Farmers and crofters are being urged to donate sheep towards a campaign to get lamb in schools across Scotland for St Andrew’s Day.
The Institute of Auctioneers and Appraisers in Scotland (IAAS) is urging sheep producers to “bank a lamb” at their local auction mart as part of its Lamb Bank initiative.
Schools were given 1.2 tonnes of lamb last year as part of the campaign, and more than 175 schools – representing 24,942 school pupils – have signed up to take part in the scheme this year.
Participating schools will receive lamb, alongside recipes from red meat levy body Quality Meat Scotland.
IAAS executive director, Neil Wilson, urged farmers to get involved by donating the funds from the sale of one or more lambs, or other sheep, via an IAAS mart into the lamb bank.

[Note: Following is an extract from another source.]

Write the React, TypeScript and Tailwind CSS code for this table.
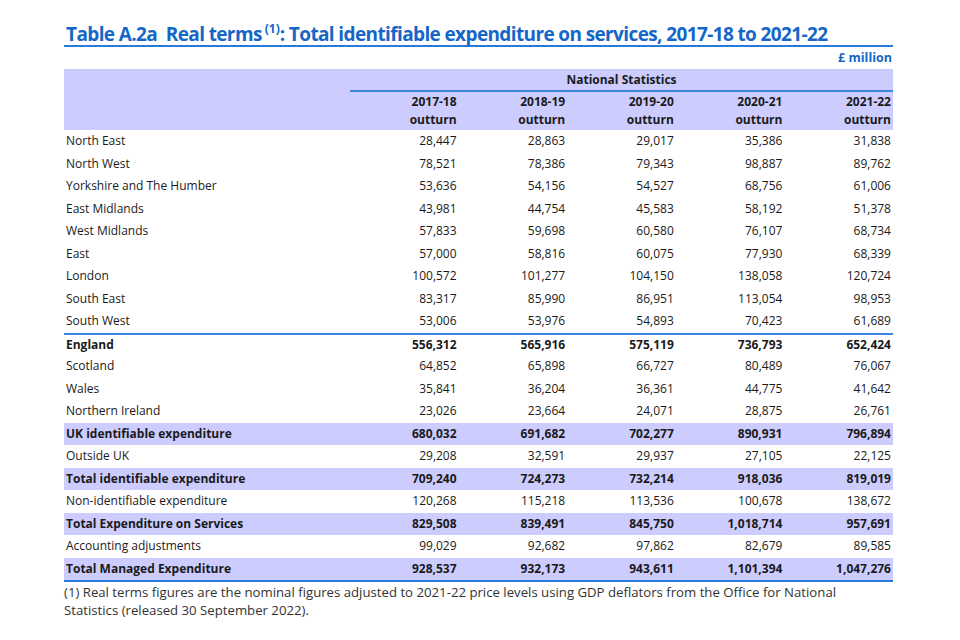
import React from "react";

type Row = { label: string; v: string[]; kind?: "bold" | "band" };

const rows: Row[] = [
  { label: "North East", v: ["28,447", "28,863", "29,017", "35,386", "31,838"] },
  { label: "North West", v: ["78,521", "78,386", "79,343", "98,887", "89,762"] },
  { label: "Yorkshire and The Humber", v: ["53,636", "54,156", "54,527", "68,756", "61,006"] },
  { label: "East Midlands", v: ["43,981", "44,754", "45,583", "58,192", "51,378"] },
  { label: "West Midlands", v: ["57,833", "59,698", "60,580", "76,107", "68,734"] },
  { label: "East", v: ["57,000", "58,816", "60,075", "77,930", "68,339"] },
  { label: "London", v: ["100,572", "101,277", "104,150", "138,058", "120,724"] },
  { label: "South East", v: ["83,317", "85,990", "86,951", "113,054", "98,953"] },
  { label: "South West", v: ["53,006", "53,976", "54,893", "70,423", "61,689"] },
  { label: "England", v: ["556,312", "565,916", "575,119", "736,793", "652,424"], kind: "bold" },
  { label: "Scotland", v: ["64,852", "65,898", "66,727", "80,489", "76,067"] },
  { label: "Wales", v: ["35,841", "36,204", "36,361", "44,775", "41,642"] },
  { label: "Northern Ireland", v: ["23,026", "23,664", "24,071", "28,875", "26,761"] },
  { label: "UK identifiable expenditure", v: ["680,032", "691,682", "702,277", "890,931", "796,894"], kind: "band" },
  { label: "Outside UK", v: ["29,208", "32,591", "29,937", "27,105", "22,125"] },
  { label: "Total identifiable expenditure", v: ["709,240", "724,273", "732,214", "918,036", "819,019"], kind: "band" },
  { label: "Non-identifiable expenditure", v: ["120,268", "115,218", "113,536", "100,678", "138,672"] },
  { label: "Total Expenditure on Services", v: ["829,508", "839,491", "845,750", "1,018,714", "957,691"], kind: "band" },
  { label: "Accounting adjustments", v: ["99,029", "92,682", "97,862", "82,679", "89,585"] },
  { label: "Total Managed Expenditure", v: ["928,537", "932,173", "943,611", "1,101,394", "1,047,276"], kind: "band" },
];

const years = ["2017-18", "2018-19", "2019-20", "2020-21", "2021-22"];

export default function App() {
  return (
    <div
      className="w-[960px] h-[640px] bg-white text-[#1a1a1a] pt-[21px] pl-[64px]"
      style={{ fontFamily: '"Open Sans", "Noto Sans", sans-serif' }}
    >
      <div className="w-[829px]">
        <div className="border-b-2 border-[#2a7ad8] pl-[2px] h-[26px]">
          <h1 className="text-[19px] leading-[26px] font-bold text-[#1466c8] whitespace-nowrap tracking-[-0.62px]">
            Table A.2a&nbsp;&nbsp;Real terms
            <span className="text-[12px] relative top-[-8px] ml-[3px] tracking-normal">(1)</span>: Total identifiable
            expenditure on services, 2017-18 to 2021-22
          </h1>
        </div>
        <div className="h-[22px] flex items-center justify-end pr-[1px] text-[12.5px] font-bold text-[#1466c8]">
          £ million
        </div>
        <div className="bg-[#ccccff] flex">
          <div className="w-[286px]" />
          <div className="flex-1 flex flex-col">
            <div className="h-[23px] flex items-center justify-center text-[12px] font-bold border-b-2 border-[#3d86df]">
              National Statistics
            </div>
            <div className="flex text-[12px] font-bold h-[38px]">
              {years.map((y) => (
                <div key={y} className="flex-1 flex flex-col items-end pr-[2px] leading-[18px] pt-[1px]">
                  <span>{y}</span>
                  <span>outturn</span>
                </div>
              ))}
            </div>
          </div>
        </div>
        <div className="border-b-2 border-[#2a7ad8]">
          {rows.map((r) => {
            const bold = r.kind === "bold" || r.kind === "band";
            return (
              <div
                key={r.label}
                className={
                  "flex h-[22.5px] items-center text-[12px] " +
                  (r.kind === "band" ? "bg-[#ccccff] " : "") +
                  (bold ? "font-bold " : "") +
                  (r.label === "England" ? "border-t-2 border-[#3d86df] " : "")
                }
              >
                <div className="w-[286px] pl-[2px] whitespace-nowrap">{r.label}</div>
                {r.v.map((v, i) => (
                  <div key={i} className="flex-1 text-right pr-[2px]">
                    {v}
                  </div>
                ))}
              </div>
            );
          })}
        </div>
        <p className="mt-[1px] text-[13.2px] leading-[18px] text-[#333333] whitespace-nowrap">
          (1) Real terms figures are the nominal figures adjusted to 2021-22 price levels using GDP deflators from the Office for National
          <br />
          Statistics (released 30 September 2022).
        </p>
      </div>
    </div>
  );
}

“As we see schools reducing meat on their menus and the sustainability credentials of red meat being debated in the classrooms and beyond, IAAS is committed to engaging as many school children as possible with the positive story [of lamb production],” said Mr Wilson.
“Our ambition is to get lamb into at least one school in every town and in every rural school in Scotland. We’re calling on sheep farmers across Scotland to join us by donating to the Lamb Bank so that we can see over 2.5 tonnes of lamb in schools this November.”
He said one lamb donated to the bank will give approximately 180 children the chance to cook and taste lamb, which based on a £100 cost to the farmer to yield the lamb, equates to 55p per child.
National Sheep Association Scotland chairman, Jen Craig, backed the initiative and said the industry needed to work to maintain interest in, and demand for, lamb.
She added: “This is a golden opportunity to engage the imagination of the next generation of consumers in a creative, fun and tangible way, and encourage positive conversation with their wider group of family and friends.”